» EXERCISE DIRECTIONS:
Your answer should be a single number: the count of lines that include the word "components".

──────── DATASET EXTRACT

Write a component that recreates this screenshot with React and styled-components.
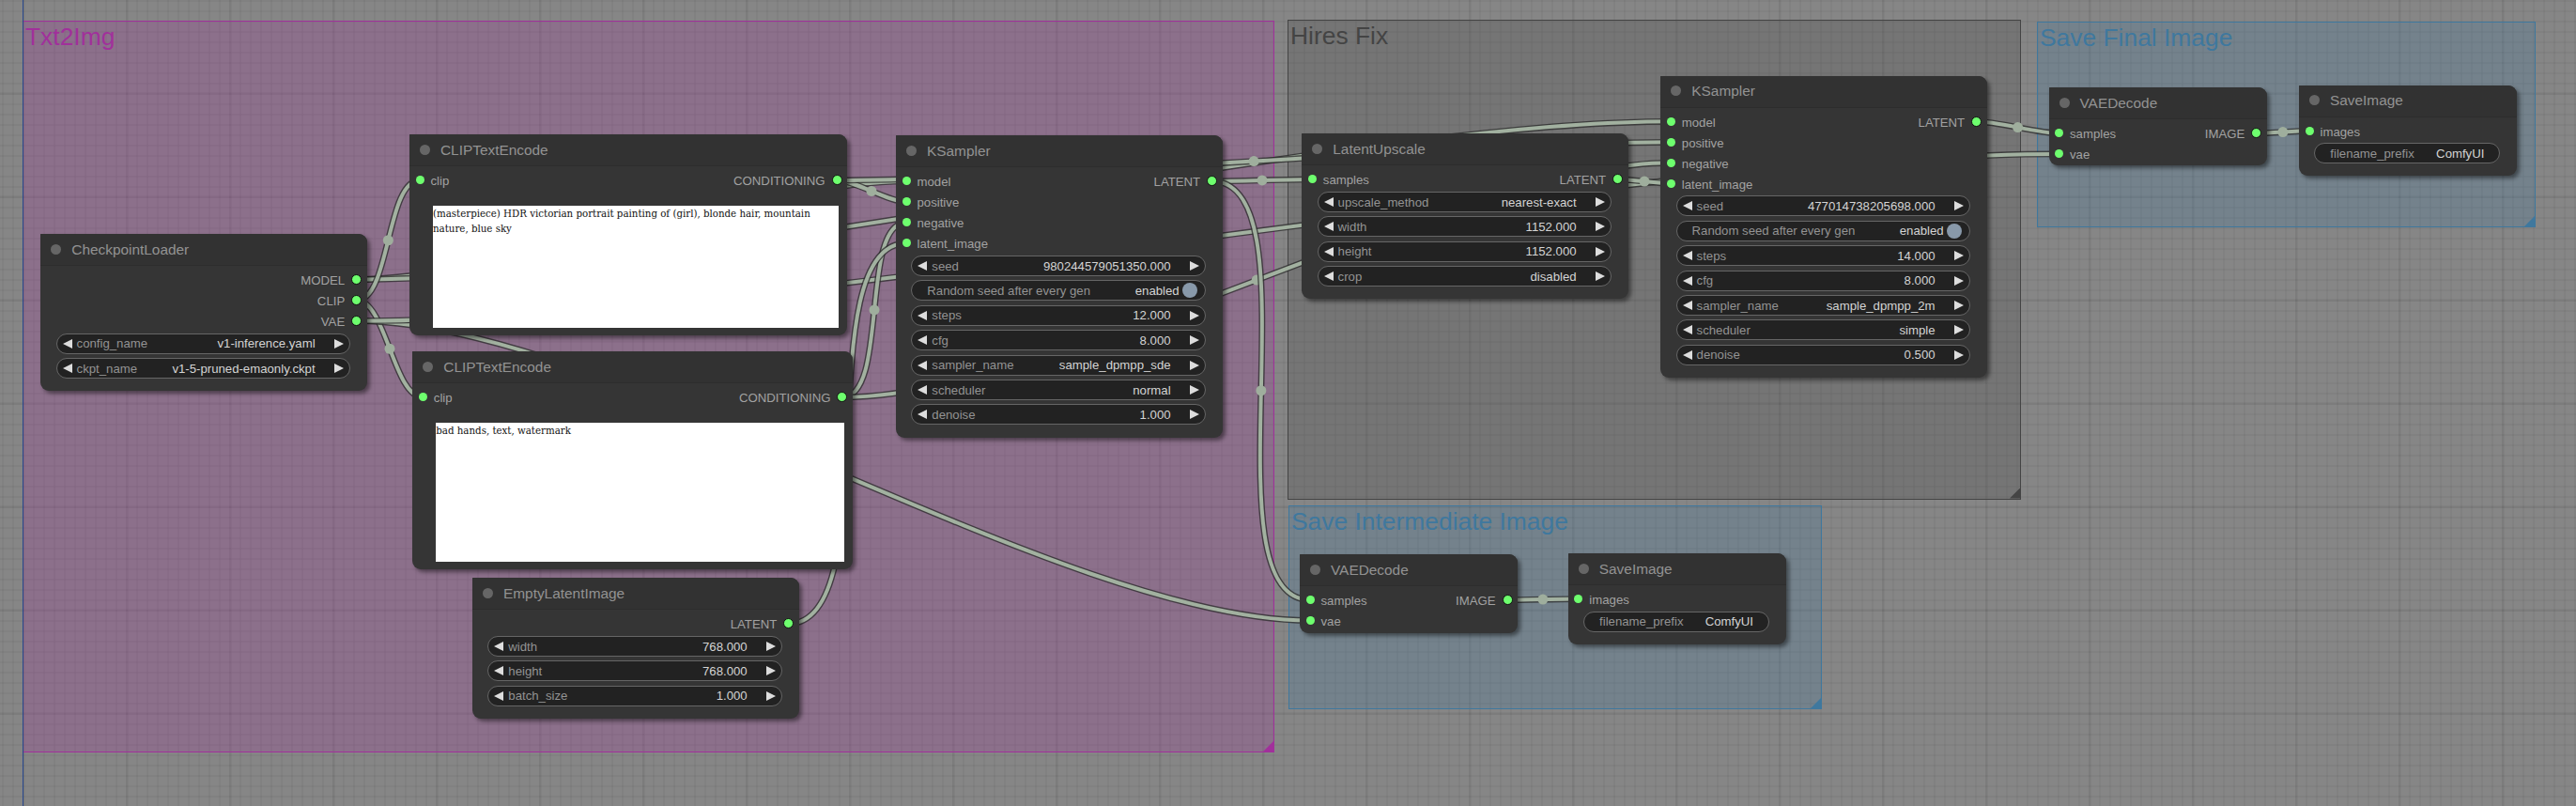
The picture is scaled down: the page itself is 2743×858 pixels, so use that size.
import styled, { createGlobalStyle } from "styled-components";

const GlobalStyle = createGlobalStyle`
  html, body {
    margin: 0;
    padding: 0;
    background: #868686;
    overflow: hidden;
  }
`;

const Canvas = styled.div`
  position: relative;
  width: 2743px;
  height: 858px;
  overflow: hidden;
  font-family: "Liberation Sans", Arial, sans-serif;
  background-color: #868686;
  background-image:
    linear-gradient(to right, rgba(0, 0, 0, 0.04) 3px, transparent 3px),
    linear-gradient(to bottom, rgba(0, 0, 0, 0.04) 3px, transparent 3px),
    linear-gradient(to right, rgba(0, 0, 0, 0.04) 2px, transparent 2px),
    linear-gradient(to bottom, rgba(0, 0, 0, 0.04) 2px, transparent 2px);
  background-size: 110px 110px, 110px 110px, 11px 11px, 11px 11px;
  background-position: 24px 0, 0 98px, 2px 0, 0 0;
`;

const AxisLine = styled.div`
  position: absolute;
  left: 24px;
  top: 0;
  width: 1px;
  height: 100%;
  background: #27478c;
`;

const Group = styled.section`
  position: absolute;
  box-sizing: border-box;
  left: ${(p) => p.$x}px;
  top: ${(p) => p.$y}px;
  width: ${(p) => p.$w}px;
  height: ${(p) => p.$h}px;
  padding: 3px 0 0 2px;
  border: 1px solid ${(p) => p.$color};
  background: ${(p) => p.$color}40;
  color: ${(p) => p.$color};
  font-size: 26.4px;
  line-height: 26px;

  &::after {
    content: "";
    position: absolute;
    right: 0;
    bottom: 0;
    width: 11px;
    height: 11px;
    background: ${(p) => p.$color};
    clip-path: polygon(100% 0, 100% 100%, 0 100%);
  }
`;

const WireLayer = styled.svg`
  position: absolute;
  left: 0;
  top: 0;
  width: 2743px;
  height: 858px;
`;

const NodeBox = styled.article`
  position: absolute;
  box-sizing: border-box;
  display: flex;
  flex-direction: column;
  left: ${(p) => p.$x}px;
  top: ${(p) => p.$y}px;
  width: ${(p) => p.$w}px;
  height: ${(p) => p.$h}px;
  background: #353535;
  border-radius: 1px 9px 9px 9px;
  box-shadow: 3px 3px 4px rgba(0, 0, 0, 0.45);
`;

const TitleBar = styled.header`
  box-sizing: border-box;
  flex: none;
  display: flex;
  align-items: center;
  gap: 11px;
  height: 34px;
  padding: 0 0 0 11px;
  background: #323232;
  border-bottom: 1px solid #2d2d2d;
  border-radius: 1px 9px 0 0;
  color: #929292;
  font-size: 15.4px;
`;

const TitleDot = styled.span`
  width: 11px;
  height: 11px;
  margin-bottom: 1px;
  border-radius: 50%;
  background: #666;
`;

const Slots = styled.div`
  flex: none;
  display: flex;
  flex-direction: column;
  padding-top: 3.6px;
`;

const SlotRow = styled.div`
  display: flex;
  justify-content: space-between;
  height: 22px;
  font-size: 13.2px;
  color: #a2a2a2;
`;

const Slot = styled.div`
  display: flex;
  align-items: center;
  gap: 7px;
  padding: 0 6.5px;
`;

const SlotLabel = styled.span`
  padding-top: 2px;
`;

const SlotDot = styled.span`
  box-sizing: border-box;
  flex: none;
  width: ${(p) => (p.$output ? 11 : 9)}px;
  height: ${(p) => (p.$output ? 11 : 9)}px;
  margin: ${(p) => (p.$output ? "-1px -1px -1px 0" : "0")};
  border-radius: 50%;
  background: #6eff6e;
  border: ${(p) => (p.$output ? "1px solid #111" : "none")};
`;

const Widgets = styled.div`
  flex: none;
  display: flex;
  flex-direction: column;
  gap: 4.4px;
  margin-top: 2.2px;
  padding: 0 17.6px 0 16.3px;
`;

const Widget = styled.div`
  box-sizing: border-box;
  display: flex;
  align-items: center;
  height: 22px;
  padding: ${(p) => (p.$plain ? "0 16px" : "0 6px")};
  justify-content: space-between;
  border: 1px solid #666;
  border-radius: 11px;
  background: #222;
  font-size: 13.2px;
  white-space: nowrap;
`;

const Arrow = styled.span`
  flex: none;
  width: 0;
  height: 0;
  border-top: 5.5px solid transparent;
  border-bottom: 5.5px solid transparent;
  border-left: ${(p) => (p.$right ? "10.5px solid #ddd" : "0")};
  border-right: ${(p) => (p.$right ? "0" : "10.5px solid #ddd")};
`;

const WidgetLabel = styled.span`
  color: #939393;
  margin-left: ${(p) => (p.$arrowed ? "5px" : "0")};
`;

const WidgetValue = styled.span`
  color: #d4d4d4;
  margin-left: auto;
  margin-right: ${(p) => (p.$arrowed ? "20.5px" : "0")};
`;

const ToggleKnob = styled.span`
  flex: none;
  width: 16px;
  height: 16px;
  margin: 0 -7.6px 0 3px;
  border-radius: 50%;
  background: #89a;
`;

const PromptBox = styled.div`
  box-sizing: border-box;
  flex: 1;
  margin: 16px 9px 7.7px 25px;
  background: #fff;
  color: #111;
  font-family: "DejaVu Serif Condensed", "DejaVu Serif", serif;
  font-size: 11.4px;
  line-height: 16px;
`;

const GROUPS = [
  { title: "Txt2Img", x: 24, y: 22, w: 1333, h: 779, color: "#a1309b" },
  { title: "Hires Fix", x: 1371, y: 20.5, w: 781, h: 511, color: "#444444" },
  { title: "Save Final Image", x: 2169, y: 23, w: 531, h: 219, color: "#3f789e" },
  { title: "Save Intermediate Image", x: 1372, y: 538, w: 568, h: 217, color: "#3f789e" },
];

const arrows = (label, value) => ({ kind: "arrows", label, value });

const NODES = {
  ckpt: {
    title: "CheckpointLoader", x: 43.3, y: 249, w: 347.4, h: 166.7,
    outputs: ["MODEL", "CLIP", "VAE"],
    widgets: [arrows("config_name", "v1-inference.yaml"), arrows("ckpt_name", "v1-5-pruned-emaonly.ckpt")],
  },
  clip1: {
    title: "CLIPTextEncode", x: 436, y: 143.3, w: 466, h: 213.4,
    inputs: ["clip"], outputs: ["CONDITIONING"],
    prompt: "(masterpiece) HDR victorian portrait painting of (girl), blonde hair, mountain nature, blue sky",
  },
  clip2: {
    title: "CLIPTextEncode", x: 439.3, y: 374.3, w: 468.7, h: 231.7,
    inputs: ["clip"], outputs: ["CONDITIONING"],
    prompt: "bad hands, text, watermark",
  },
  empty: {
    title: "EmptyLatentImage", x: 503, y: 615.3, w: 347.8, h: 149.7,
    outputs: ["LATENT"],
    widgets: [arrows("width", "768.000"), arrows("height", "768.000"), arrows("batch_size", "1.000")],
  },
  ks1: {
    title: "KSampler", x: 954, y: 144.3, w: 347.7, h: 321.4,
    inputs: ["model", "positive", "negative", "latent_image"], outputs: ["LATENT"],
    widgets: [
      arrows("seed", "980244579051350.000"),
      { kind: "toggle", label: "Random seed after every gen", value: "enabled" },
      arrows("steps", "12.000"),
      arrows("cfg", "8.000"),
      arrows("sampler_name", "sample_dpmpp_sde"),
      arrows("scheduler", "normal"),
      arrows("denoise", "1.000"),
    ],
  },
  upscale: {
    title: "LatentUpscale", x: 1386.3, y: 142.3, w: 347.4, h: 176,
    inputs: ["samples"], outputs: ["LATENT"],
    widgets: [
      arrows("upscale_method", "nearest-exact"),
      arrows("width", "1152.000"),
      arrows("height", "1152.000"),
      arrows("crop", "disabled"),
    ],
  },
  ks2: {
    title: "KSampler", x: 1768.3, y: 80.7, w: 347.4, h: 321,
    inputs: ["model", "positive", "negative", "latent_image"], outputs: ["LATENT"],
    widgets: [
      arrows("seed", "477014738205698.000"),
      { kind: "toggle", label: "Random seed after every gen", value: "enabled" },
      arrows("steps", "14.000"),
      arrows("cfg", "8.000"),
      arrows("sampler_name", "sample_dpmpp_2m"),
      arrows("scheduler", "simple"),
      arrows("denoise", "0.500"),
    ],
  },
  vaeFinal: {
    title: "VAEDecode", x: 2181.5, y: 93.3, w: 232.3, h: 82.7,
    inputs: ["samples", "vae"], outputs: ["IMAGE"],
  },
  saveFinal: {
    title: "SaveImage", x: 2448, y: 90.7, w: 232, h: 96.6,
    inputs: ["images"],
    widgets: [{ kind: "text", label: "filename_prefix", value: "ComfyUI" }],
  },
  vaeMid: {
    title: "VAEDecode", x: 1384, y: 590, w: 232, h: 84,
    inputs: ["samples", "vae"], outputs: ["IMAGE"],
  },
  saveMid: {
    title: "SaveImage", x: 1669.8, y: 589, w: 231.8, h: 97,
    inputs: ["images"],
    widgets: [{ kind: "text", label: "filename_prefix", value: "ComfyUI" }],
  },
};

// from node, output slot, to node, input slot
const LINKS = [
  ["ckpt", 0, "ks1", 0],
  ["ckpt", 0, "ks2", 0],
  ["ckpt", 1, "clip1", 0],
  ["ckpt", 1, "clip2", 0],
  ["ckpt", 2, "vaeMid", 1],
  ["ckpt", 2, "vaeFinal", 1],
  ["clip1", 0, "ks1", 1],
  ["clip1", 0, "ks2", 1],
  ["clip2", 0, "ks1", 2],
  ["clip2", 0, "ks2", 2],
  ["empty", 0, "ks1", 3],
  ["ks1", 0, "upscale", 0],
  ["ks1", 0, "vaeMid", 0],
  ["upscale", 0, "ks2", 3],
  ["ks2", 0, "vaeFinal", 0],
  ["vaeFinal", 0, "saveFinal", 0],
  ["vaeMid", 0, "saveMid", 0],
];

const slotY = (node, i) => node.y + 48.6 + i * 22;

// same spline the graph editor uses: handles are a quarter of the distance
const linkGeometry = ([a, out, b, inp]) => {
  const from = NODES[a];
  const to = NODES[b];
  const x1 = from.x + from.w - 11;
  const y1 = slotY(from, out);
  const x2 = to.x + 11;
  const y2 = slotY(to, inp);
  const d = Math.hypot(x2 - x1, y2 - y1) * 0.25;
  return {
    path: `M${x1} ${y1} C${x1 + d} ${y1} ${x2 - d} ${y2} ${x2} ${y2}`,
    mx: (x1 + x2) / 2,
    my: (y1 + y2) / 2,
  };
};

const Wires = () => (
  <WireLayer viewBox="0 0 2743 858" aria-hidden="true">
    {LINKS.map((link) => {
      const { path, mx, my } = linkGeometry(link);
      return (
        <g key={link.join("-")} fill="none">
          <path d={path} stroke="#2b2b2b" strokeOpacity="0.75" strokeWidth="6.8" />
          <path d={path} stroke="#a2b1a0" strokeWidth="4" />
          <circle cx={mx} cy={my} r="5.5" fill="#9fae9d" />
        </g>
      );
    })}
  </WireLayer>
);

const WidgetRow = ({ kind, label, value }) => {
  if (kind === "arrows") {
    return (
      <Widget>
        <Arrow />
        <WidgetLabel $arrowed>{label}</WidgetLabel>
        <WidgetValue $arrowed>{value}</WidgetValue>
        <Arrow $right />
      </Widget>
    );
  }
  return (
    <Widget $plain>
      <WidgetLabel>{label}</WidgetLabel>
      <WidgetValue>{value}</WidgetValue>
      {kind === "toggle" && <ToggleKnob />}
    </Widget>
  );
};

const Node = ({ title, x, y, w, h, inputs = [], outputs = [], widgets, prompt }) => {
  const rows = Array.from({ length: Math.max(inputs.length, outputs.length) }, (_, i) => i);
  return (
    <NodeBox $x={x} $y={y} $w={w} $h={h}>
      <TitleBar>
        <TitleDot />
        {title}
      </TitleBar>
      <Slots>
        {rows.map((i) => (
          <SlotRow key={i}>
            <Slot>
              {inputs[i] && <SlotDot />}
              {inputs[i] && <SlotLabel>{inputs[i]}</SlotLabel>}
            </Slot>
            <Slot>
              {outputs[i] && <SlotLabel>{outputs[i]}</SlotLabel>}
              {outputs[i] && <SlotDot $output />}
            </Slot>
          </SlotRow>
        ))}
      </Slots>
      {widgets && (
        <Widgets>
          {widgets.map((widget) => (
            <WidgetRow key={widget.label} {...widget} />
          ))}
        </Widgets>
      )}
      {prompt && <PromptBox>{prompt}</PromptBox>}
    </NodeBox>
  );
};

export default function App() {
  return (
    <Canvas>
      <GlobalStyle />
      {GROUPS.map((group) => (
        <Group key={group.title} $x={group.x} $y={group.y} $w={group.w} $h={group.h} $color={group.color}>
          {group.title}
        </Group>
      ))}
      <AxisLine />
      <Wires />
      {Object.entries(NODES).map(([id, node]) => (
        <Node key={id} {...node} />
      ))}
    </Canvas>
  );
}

────────────────

» EXERCISE SOLUTION:
2